§ **Data extract**:
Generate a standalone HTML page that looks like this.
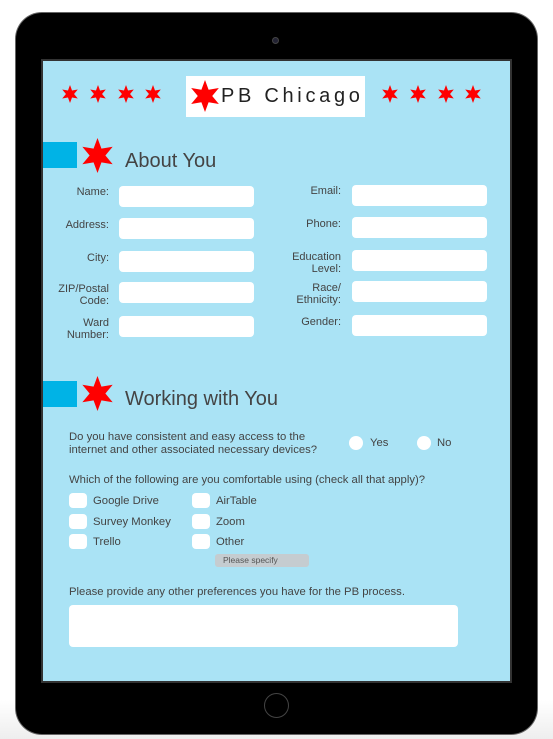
<!DOCTYPE html>
<html><head><meta charset="utf-8"><style>
*{margin:0;padding:0;box-sizing:border-box}
body{width:553px;height:739px;background:linear-gradient(#fff 0,#fff 700px,#eee 739px);position:relative;overflow:hidden;font-family:"Liberation Sans",Arial,sans-serif;color:#444}
.a{position:absolute}
#body{left:16px;top:13px;width:521px;height:721px;background:#000;border-radius:26px;box-shadow:0 0 0 1px #666}
#scr{left:41px;top:59px;width:471px;height:624px;background:#aae3f5;border:2px solid #333}
.in{position:absolute;background:#fff;border-radius:4px;width:135px;height:21px}
.lb{position:absolute;font-size:11px;line-height:12px;text-align:right;color:#444}
.cb{position:absolute;background:#fff;border-radius:4px;width:18px;height:15px}
.ct{position:absolute;font-size:11.3px;color:#444}
.rd{position:absolute;width:14px;height:14px;border-radius:50%;background:#fff}
.h{position:absolute;font-size:20px;color:#444}
.blk{position:absolute;left:43px;width:34px;height:26px;background:#00b3e6}
</style></head><body>
<svg width="0" height="0" style="position:absolute"><defs><symbol id="s" viewBox="-10 -10 20 20"><polygon fill="#f00" points="0,-10 2.25,-3.9 8.66,-5 4.5,0 8.66,5 2.25,3.9 0,10 -2.25,3.9 -8.66,5 -4.5,0 -8.66,-5 -2.25,-3.9"/></symbol></defs></svg>
<div class="a" id="body"></div>
<div class="a" style="left:272px;top:37px;width:7px;height:7px;border-radius:50%;background:#223;border:1px solid #444"></div>
<div class="a" style="left:264px;top:693px;width:25px;height:25px;border-radius:50%;border:1px solid #444"></div>
<div class="a" id="scr"></div>
<svg class="a" style="left:61px;top:85px" width="18" height="18"><use href="#s"/></svg>
<svg class="a" style="left:89px;top:85px" width="18" height="18"><use href="#s"/></svg>
<svg class="a" style="left:117px;top:85px" width="18" height="18"><use href="#s"/></svg>
<svg class="a" style="left:144px;top:85px" width="18" height="18"><use href="#s"/></svg>
<svg class="a" style="left:381px;top:85px" width="18" height="18"><use href="#s"/></svg>
<svg class="a" style="left:409px;top:85px" width="18" height="18"><use href="#s"/></svg>
<svg class="a" style="left:437px;top:85px" width="18" height="18"><use href="#s"/></svg>
<svg class="a" style="left:464px;top:85px" width="18" height="18"><use href="#s"/></svg>
<div class="a" style="left:186px;top:76px;width:179px;height:41px;background:#fff"></div>
<svg class="a" style="left:189px;top:80px" width="32" height="32"><use href="#s"/></svg>
<div class="a" style="left:221px;top:85px;font-size:20px;letter-spacing:3.7px;color:#222">PB Chicago</div>

<div class="blk" style="top:142px"></div>
<svg class="a" style="left:80px;top:138px" width="35" height="35"><use href="#s"/></svg>
<div class="h" style="left:125px;top:150px">About You</div>

<div class="lb" style="right:444px;top:186px">Name:</div>
<div class="lb" style="right:444px;top:219px">Address:</div>
<div class="lb" style="right:444px;top:252px">City:</div>
<div class="lb" style="right:444px;top:283px">ZIP/Postal<br>Code:</div>
<div class="lb" style="right:444px;top:317px">Ward<br>Number:</div>
<div class="in" style="left:119px;top:186px"></div>
<div class="in" style="left:119px;top:218px"></div>
<div class="in" style="left:119px;top:251px"></div>
<div class="in" style="left:119px;top:282px"></div>
<div class="in" style="left:119px;top:316px"></div>
<div class="lb" style="right:212px;top:185px">Email:</div>
<div class="lb" style="right:212px;top:218px">Phone:</div>
<div class="lb" style="right:212px;top:251px">Education<br>Level:</div>
<div class="lb" style="right:212px;top:282px">Race/<br>Ethnicity:</div>
<div class="lb" style="right:212px;top:316px">Gender:</div>
<div class="in" style="left:352px;top:185px"></div>
<div class="in" style="left:352px;top:217px"></div>
<div class="in" style="left:352px;top:250px"></div>
<div class="in" style="left:352px;top:281px"></div>
<div class="in" style="left:352px;top:315px"></div>

<div class="blk" style="top:381px"></div>
<svg class="a" style="left:80px;top:376px" width="35" height="35"><use href="#s"/></svg>
<div class="h" style="left:125px;top:388px">Working with You</div>

<div class="ct" style="left:69px;top:431px;line-height:13px">Do you have consistent and easy access to the<br>internet and other associated necessary devices?</div>
<div class="rd" style="left:349px;top:436px"></div><div class="ct" style="left:370px;top:437px">Yes</div>
<div class="rd" style="left:417px;top:436px"></div><div class="ct" style="left:437px;top:437px">No</div>
<div class="ct" style="left:69px;top:474px">Which of the following are you comfortable using (check all that apply)?</div>
<div class="cb" style="left:69px;top:493px"></div><div class="ct" style="left:93px;top:495px">Google Drive</div>
<div class="cb" style="left:69px;top:514px"></div><div class="ct" style="left:93px;top:516px">Survey Monkey</div>
<div class="cb" style="left:69px;top:534px"></div><div class="ct" style="left:93px;top:536px">Trello</div>
<div class="cb" style="left:192px;top:493px"></div><div class="ct" style="left:216px;top:495px">AirTable</div>
<div class="cb" style="left:192px;top:514px"></div><div class="ct" style="left:216px;top:516px">Zoom</div>
<div class="cb" style="left:192px;top:534px"></div><div class="ct" style="left:216px;top:536px">Other</div>
<div class="a" style="left:215px;top:554px;width:94px;height:13px;background:#c5ccd0;border-radius:3px;font-size:8.5px;line-height:13px;padding-left:8px;color:#555">Please specify</div>
<div class="ct" style="left:69px;top:586px">Please provide any other preferences you have for the PB process.</div>
<div class="a" style="left:69px;top:605px;width:389px;height:42px;background:#fff;border-radius:4px"></div>
</body></html>
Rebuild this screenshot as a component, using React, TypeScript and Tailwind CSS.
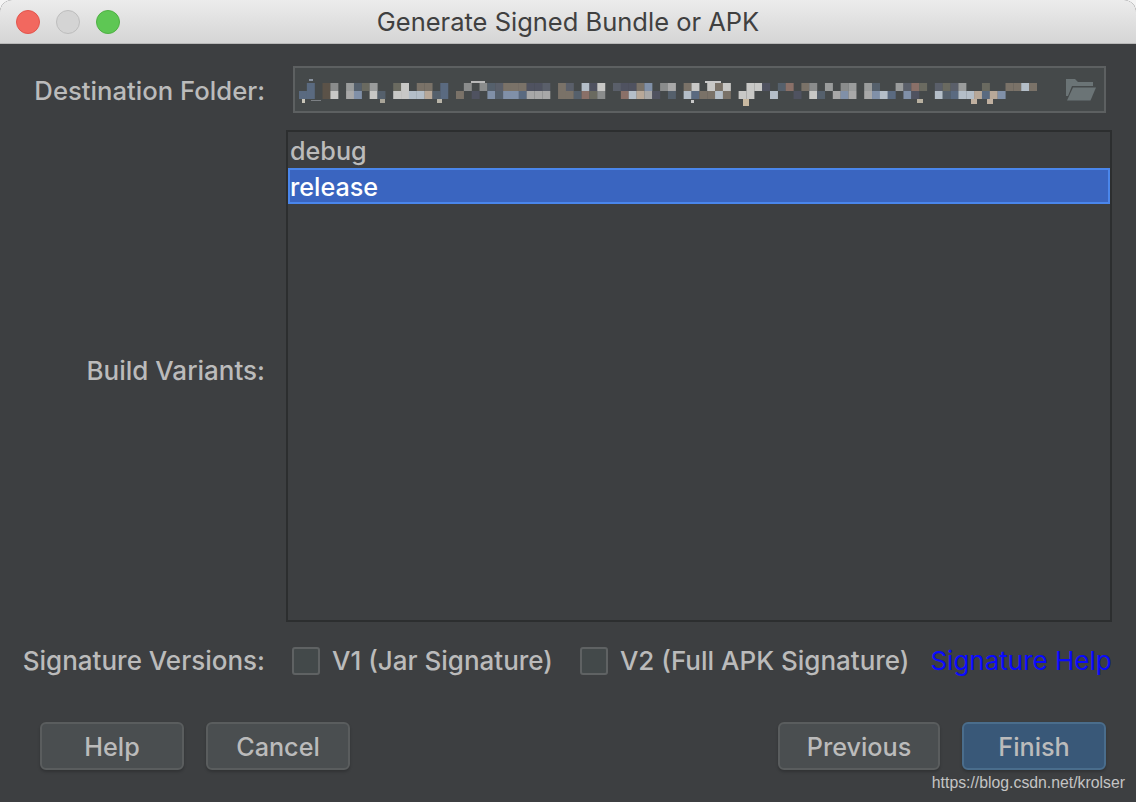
const palette: Record<string, string> = {
  a: "#5a6a80",
  b: "#5b5248",
  c: "#8a8c8c",
  d: "#c8c8c6",
  e: "#9a9c9c",
  f: "#55606c",
  g: "#a8a8a8",
  h: "#6a6a60",
  i: "#8090a8",
  j: "#b8a898",
  k: "#5a5f6a",
  l: "#4f5260",
  m: "#7a7268",
  n: "#b4bec8",
  o: "#8a7068",
};

// two rows of pixelated path, one letter per 8px cell, "." leaves the field colour
const mosaicTop =
  ".a.bc.efhe..hd.mm.a..c.cfkmmmllk.mk.nld.kllmi.cg.md.dmd..dd l.fo.mc.e.ce.ef..ekoh.khke..h..mmnm".replace(/ /g, "");
const mosaicBottom =
  "aa.bd.gi.df.ddnnjfa.m.l.ifiiaggg.mmfohc..onjgl.f.nammnm.dd..n..l.df.gig.gina.il..nfannjaji".replace(/ /g, "");

function Mosaic() {
  return (
    <svg width="745" height="32" viewBox="0 0 745 32" className="mt-[2px] shrink-0 blur-[0.6px]">
      {[mosaicTop, mosaicBottom].map((row, y) =>
        row.split("").map((ch, x) =>
          palette[ch] ? (
            <rect key={`${y}-${x}`} x={x * 7.85} y={8 + y * 8} width="7.95" height="8" fill={palette[ch]} />
          ) : null,
        ),
      )}
      <rect x="3" y="24" width="3" height="4" fill="#c8c4b8" />
      <rect x="12" y="25" width="10" height="1" fill="#7c8084" />
      <rect x="81" y="24" width="5" height="4" fill="#a8a498" />
      <rect x="138" y="24" width="5" height="4" fill="#b8b4a8" />
      <rect x="10" y="4" width="4" height="2" fill="#8a93a0" />
      <rect x="172" y="6" width="14" height="2" fill="#b8b8b8" />
      <rect x="406" y="6" width="16" height="2" fill="#c8c8c8" />
      <rect x="392" y="25" width="3" height="3" fill="#c8c8c8" />
      <rect x="444" y="24" width="6" height="7" fill="#c8b8a0" />
      <rect x="618" y="24" width="6" height="4" fill="#b8b0a0" />
      <rect x="672" y="24" width="6" height="5" fill="#c0b0a0" />
      <rect x="688" y="24" width="6" height="5" fill="#c0b0a0" />
    </svg>
  );
}

function FolderIcon() {
  return (
    <svg width="30" height="23" viewBox="0 0 30 23" className="shrink-0">
      <path d="M0 1h9l3 3h15v4H6L2 18H0z" fill="#6b7476" />
      <path d="M7 9.5h23L24.5 22.5H1z" fill="#6b7476" />
    </svg>
  );
}

function Check({ label }: { label: string }) {
  return (
    <div className="flex items-center gap-[12px]">
      <div className="h-[28px] w-[28px] rounded-[3px] border-2 border-[#5f6263] bg-[#43494a]" />
      <span>{label}</span>
    </div>
  );
}

function Btn({ label, width, primary }: { label: string; width: string; primary?: boolean }) {
  return (
    <button
      className={`flex h-[48px] items-center justify-center rounded-[6px] border-2 pt-[4px] shadow-[0_2px_3px_rgba(0,0,0,0.2)] ${width} ${
        primary ? "border-[#4a6d8c] bg-[#395878]" : "border-[#5a5d5e] bg-[#4a4e50]"
      }`}
    >
      {label}
    </button>
  );
}

export default function App() {
  return (
    <div className="h-[802px] w-[1136px] bg-[#f4f4f4] text-[26px] font-[450] leading-none text-[#bbbbbb] [font-family:Inter,'Noto_Sans',sans-serif]">
      <div className="relative flex h-full flex-col overflow-hidden rounded-t-[12px] bg-[#3d3f41]">
        <div className="relative flex h-[44px] shrink-0 items-center justify-center border-b border-[#b8b8b8] bg-gradient-to-b from-[#ececec] to-[#d5d5d5] text-[25.5px] font-normal text-[#404040]">
          <div className="absolute left-[16px] flex gap-[16px]">
            <div className="h-[24px] w-[24px] rounded-full border border-[#e2554d] bg-[#f2685f]" />
            <div className="h-[24px] w-[24px] rounded-full border border-[#bdbdbd] bg-[#d4d4d4]" />
            <div className="h-[24px] w-[24px] rounded-full border border-[#4fb044] bg-[#5ec754]" />
          </div>
          <span>Generate Signed Bundle or APK</span>
        </div>

        <div className="mt-[22px] flex items-center">
          <div className="w-[265px] pt-[2px] text-right text-[25.7px]">Destination Folder:</div>
          <div className="ml-[28px] flex h-[47px] w-[813px] items-center justify-between border-2 border-[#5d6061] bg-[#45494a] pl-[4px] pr-[8px]">
            <Mosaic />
            <FolderIcon />
          </div>
        </div>

        <div className="mt-[17px] flex items-center">
          <div className="mb-[10px] w-[265px] text-right">Build Variants:</div>
          <div className="ml-[21px] flex h-[492px] w-[826px] flex-col border-2 border-[#2c2e2f] bg-[#3d3f41] pt-[1px] text-[25.2px]">
            <div className="flex h-[35px] items-center pl-[2px] pt-[2px]">debug</div>
            <div className="flex h-[36px] items-center border-2 border-[#4a86ec] bg-[#3a65c0] pt-[4px] text-white">release</div>
          </div>
        </div>

        <div className="mt-[24px] flex h-[30px] items-center">
          <div className="w-[265px] text-right">Signature Versions:</div>
          <div className="ml-[27px]">
            <Check label="V1 (Jar Signature)" />
          </div>
          <div className="ml-[27px]">
            <Check label="V2 (Full APK Signature)" />
          </div>
          <a className="ml-[21px] font-normal text-[#0a0aff]">Signature Help</a>
        </div>

        <div className="mt-[46px] flex justify-between pl-[40px] pr-[30px] text-[25.2px]">
          <div className="flex gap-[22px]">
            <Btn label="Help" width="w-[144px]" />
            <Btn label="Cancel" width="w-[144px]" />
          </div>
          <div className="flex gap-[22px]">
            <Btn label="Previous" width="w-[162px]" />
            <Btn label="Finish" width="w-[144px]" primary />
          </div>
        </div>

        <div className="absolute bottom-[11px] right-[11px] text-[15.8px] font-normal text-[#c4c4c4] [font-family:'Liberation_Sans',sans-serif]">
          https://blog.csdn.net/krolser
        </div>
      </div>
    </div>
  );
}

§ **Stated goal**:
Go through the listing above and work out how many lines contain the string "using". Reply with the number alone.

§ **Final result**:
2